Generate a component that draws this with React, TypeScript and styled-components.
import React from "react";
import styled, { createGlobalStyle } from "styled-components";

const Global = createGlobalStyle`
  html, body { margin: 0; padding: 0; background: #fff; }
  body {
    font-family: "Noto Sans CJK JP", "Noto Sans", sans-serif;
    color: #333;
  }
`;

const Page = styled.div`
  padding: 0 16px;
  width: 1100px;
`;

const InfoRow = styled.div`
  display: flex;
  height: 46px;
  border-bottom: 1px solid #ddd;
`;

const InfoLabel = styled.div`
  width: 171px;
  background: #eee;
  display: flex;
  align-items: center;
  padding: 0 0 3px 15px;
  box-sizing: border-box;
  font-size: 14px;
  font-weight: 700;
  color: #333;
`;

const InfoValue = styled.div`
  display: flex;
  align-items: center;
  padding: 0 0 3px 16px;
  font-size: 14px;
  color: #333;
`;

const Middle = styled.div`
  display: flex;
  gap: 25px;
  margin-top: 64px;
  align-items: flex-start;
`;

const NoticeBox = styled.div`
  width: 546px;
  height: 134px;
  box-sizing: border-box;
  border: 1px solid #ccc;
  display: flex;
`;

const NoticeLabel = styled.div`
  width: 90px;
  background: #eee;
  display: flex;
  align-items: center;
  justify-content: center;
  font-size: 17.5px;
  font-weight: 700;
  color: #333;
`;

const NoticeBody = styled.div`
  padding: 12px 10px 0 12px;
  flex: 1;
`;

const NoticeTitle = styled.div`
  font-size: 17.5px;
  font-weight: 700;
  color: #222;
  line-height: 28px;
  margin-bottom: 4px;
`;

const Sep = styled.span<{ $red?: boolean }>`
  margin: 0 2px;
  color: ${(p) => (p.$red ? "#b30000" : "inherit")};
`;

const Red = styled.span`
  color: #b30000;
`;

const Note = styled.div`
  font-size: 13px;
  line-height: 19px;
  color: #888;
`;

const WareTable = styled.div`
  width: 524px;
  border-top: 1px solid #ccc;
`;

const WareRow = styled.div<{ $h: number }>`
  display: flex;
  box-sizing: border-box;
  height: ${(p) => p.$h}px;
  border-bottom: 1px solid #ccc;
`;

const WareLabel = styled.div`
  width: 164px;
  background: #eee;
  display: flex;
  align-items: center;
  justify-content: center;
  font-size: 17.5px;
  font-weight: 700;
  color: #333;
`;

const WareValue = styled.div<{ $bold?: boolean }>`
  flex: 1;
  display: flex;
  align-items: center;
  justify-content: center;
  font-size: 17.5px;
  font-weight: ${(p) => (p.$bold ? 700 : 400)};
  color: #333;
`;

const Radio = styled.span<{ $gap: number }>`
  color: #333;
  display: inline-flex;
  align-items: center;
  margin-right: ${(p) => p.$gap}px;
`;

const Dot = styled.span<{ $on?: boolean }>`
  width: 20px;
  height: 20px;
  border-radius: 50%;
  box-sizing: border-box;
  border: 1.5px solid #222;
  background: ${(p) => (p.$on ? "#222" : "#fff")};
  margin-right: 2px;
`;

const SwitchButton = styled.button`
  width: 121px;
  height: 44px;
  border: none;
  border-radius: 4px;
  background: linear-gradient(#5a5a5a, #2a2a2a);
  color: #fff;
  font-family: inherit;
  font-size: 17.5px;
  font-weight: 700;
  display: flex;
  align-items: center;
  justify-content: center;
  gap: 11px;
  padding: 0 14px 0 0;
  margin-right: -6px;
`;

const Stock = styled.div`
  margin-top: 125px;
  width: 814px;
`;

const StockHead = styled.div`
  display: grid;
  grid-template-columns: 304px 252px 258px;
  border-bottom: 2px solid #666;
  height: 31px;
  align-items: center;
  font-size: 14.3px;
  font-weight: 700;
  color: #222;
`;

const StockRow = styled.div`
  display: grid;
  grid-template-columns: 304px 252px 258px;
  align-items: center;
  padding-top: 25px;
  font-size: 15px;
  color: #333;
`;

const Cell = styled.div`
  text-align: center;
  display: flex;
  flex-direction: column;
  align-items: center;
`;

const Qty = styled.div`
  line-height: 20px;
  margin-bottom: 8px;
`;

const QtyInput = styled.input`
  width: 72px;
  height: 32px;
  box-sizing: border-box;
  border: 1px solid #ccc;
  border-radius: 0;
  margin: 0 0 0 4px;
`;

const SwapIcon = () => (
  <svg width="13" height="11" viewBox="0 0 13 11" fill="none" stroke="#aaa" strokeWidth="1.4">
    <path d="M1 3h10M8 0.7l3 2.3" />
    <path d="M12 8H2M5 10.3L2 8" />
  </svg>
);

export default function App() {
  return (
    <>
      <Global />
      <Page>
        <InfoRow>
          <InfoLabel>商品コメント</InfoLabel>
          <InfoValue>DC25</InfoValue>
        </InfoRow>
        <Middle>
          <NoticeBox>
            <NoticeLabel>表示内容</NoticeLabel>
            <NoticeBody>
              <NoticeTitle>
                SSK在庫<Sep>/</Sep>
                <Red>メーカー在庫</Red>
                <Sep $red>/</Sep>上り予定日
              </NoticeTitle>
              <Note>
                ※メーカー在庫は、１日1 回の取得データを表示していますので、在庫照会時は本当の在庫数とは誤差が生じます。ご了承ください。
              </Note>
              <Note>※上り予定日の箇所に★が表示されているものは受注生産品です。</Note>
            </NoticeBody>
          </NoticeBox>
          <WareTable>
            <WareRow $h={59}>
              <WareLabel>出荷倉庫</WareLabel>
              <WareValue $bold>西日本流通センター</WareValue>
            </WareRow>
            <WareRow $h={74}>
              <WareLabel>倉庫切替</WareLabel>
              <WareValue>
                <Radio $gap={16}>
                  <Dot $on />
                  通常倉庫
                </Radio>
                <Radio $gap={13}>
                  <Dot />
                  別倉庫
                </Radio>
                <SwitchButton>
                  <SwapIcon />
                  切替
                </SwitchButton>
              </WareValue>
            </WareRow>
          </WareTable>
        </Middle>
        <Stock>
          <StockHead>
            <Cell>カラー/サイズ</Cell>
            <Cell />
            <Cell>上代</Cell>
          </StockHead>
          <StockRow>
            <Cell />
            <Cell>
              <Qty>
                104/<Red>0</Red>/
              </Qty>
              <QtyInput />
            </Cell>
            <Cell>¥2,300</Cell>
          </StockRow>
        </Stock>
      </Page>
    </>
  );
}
::::::
*Given exercise*. Type the material above out again, exactly.

*Task result*.
Generate a component that draws this with React, TypeScript and styled-components.
import React from "react";
import styled, { createGlobalStyle } from "styled-components";

const Global = createGlobalStyle`
  html, body { margin: 0; padding: 0; background: #fff; }
  body {
    font-family: "Noto Sans CJK JP", "Noto Sans", sans-serif;
    color: #333;
  }
`;

const Page = styled.div`
  padding: 0 16px;
  width: 1100px;
`;

const InfoRow = styled.div`
  display: flex;
  height: 46px;
  border-bottom: 1px solid #ddd;
`;

const InfoLabel = styled.div`
  width: 171px;
  background: #eee;
  display: flex;
  align-items: center;
  padding: 0 0 3px 15px;
  box-sizing: border-box;
  font-size: 14px;
  font-weight: 700;
  color: #333;
`;

const InfoValue = styled.div`
  display: flex;
  align-items: center;
  padding: 0 0 3px 16px;
  font-size: 14px;
  color: #333;
`;

const Middle = styled.div`
  display: flex;
  gap: 25px;
  margin-top: 64px;
  align-items: flex-start;
`;

const NoticeBox = styled.div`
  width: 546px;
  height: 134px;
  box-sizing: border-box;
  border: 1px solid #ccc;
  display: flex;
`;

const NoticeLabel = styled.div`
  width: 90px;
  background: #eee;
  display: flex;
  align-items: center;
  justify-content: center;
  font-size: 17.5px;
  font-weight: 700;
  color: #333;
`;

const NoticeBody = styled.div`
  padding: 12px 10px 0 12px;
  flex: 1;
`;

const NoticeTitle = styled.div`
  font-size: 17.5px;
  font-weight: 700;
  color: #222;
  line-height: 28px;
  margin-bottom: 4px;
`;

const Sep = styled.span<{ $red?: boolean }>`
  margin: 0 2px;
  color: ${(p) => (p.$red ? "#b30000" : "inherit")};
`;

const Red = styled.span`
  color: #b30000;
`;

const Note = styled.div`
  font-size: 13px;
  line-height: 19px;
  color: #888;
`;

const WareTable = styled.div`
  width: 524px;
  border-top: 1px solid #ccc;
`;

const WareRow = styled.div<{ $h: number }>`
  display: flex;
  box-sizing: border-box;
  height: ${(p) => p.$h}px;
  border-bottom: 1px solid #ccc;
`;

const WareLabel = styled.div`
  width: 164px;
  background: #eee;
  display: flex;
  align-items: center;
  justify-content: center;
  font-size: 17.5px;
  font-weight: 700;
  color: #333;
`;

const WareValue = styled.div<{ $bold?: boolean }>`
  flex: 1;
  display: flex;
  align-items: center;
  justify-content: center;
  font-size: 17.5px;
  font-weight: ${(p) => (p.$bold ? 700 : 400)};
  color: #333;
`;

const Radio = styled.span<{ $gap: number }>`
  color: #333;
  display: inline-flex;
  align-items: center;
  margin-right: ${(p) => p.$gap}px;
`;

const Dot = styled.span<{ $on?: boolean }>`
  width: 20px;
  height: 20px;
  border-radius: 50%;
  box-sizing: border-box;
  border: 1.5px solid #222;
  background: ${(p) => (p.$on ? "#222" : "#fff")};
  margin-right: 2px;
`;

const SwitchButton = styled.button`
  width: 121px;
  height: 44px;
  border: none;
  border-radius: 4px;
  background: linear-gradient(#5a5a5a, #2a2a2a);
  color: #fff;
  font-family: inherit;
  font-size: 17.5px;
  font-weight: 700;
  display: flex;
  align-items: center;
  justify-content: center;
  gap: 11px;
  padding: 0 14px 0 0;
  margin-right: -6px;
`;

const Stock = styled.div`
  margin-top: 125px;
  width: 814px;
`;

const StockHead = styled.div`
  display: grid;
  grid-template-columns: 304px 252px 258px;
  border-bottom: 2px solid #666;
  height: 31px;
  align-items: center;
  font-size: 14.3px;
  font-weight: 700;
  color: #222;
`;

const StockRow = styled.div`
  display: grid;
  grid-template-columns: 304px 252px 258px;
  align-items: center;
  padding-top: 25px;
  font-size: 15px;
  color: #333;
`;

const Cell = styled.div`
  text-align: center;
  display: flex;
  flex-direction: column;
  align-items: center;
`;

const Qty = styled.div`
  line-height: 20px;
  margin-bottom: 8px;
`;

const QtyInput = styled.input`
  width: 72px;
  height: 32px;
  box-sizing: border-box;
  border: 1px solid #ccc;
  border-radius: 0;
  margin: 0 0 0 4px;
`;

const SwapIcon = () => (
  <svg width="13" height="11" viewBox="0 0 13 11" fill="none" stroke="#aaa" strokeWidth="1.4">
    <path d="M1 3h10M8 0.7l3 2.3" />
    <path d="M12 8H2M5 10.3L2 8" />
  </svg>
);

export default function App() {
  return (
    <>
      <Global />
      <Page>
        <InfoRow>
          <InfoLabel>商品コメント</InfoLabel>
          <InfoValue>DC25</InfoValue>
        </InfoRow>
        <Middle>
          <NoticeBox>
            <NoticeLabel>表示内容</NoticeLabel>
            <NoticeBody>
              <NoticeTitle>
                SSK在庫<Sep>/</Sep>
                <Red>メーカー在庫</Red>
                <Sep $red>/</Sep>上り予定日
              </NoticeTitle>
              <Note>
                ※メーカー在庫は、１日1 回の取得データを表示していますので、在庫照会時は本当の在庫数とは誤差が生じます。ご了承ください。
              </Note>
              <Note>※上り予定日の箇所に★が表示されているものは受注生産品です。</Note>
            </NoticeBody>
          </NoticeBox>
          <WareTable>
            <WareRow $h={59}>
              <WareLabel>出荷倉庫</WareLabel>
              <WareValue $bold>西日本流通センター</WareValue>
            </WareRow>
            <WareRow $h={74}>
              <WareLabel>倉庫切替</WareLabel>
              <WareValue>
                <Radio $gap={16}>
                  <Dot $on />
                  通常倉庫
                </Radio>
                <Radio $gap={13}>
                  <Dot />
                  別倉庫
                </Radio>
                <SwitchButton>
                  <SwapIcon />
                  切替
                </SwitchButton>
              </WareValue>
            </WareRow>
          </WareTable>
        </Middle>
        <Stock>
          <StockHead>
            <Cell>カラー/サイズ</Cell>
            <Cell />
            <Cell>上代</Cell>
          </StockHead>
          <StockRow>
            <Cell />
            <Cell>
              <Qty>
                104/<Red>0</Red>/
              </Qty>
              <QtyInput />
            </Cell>
            <Cell>¥2,300</Cell>
          </StockRow>
        </Stock>
      </Page>
    </>
  );
}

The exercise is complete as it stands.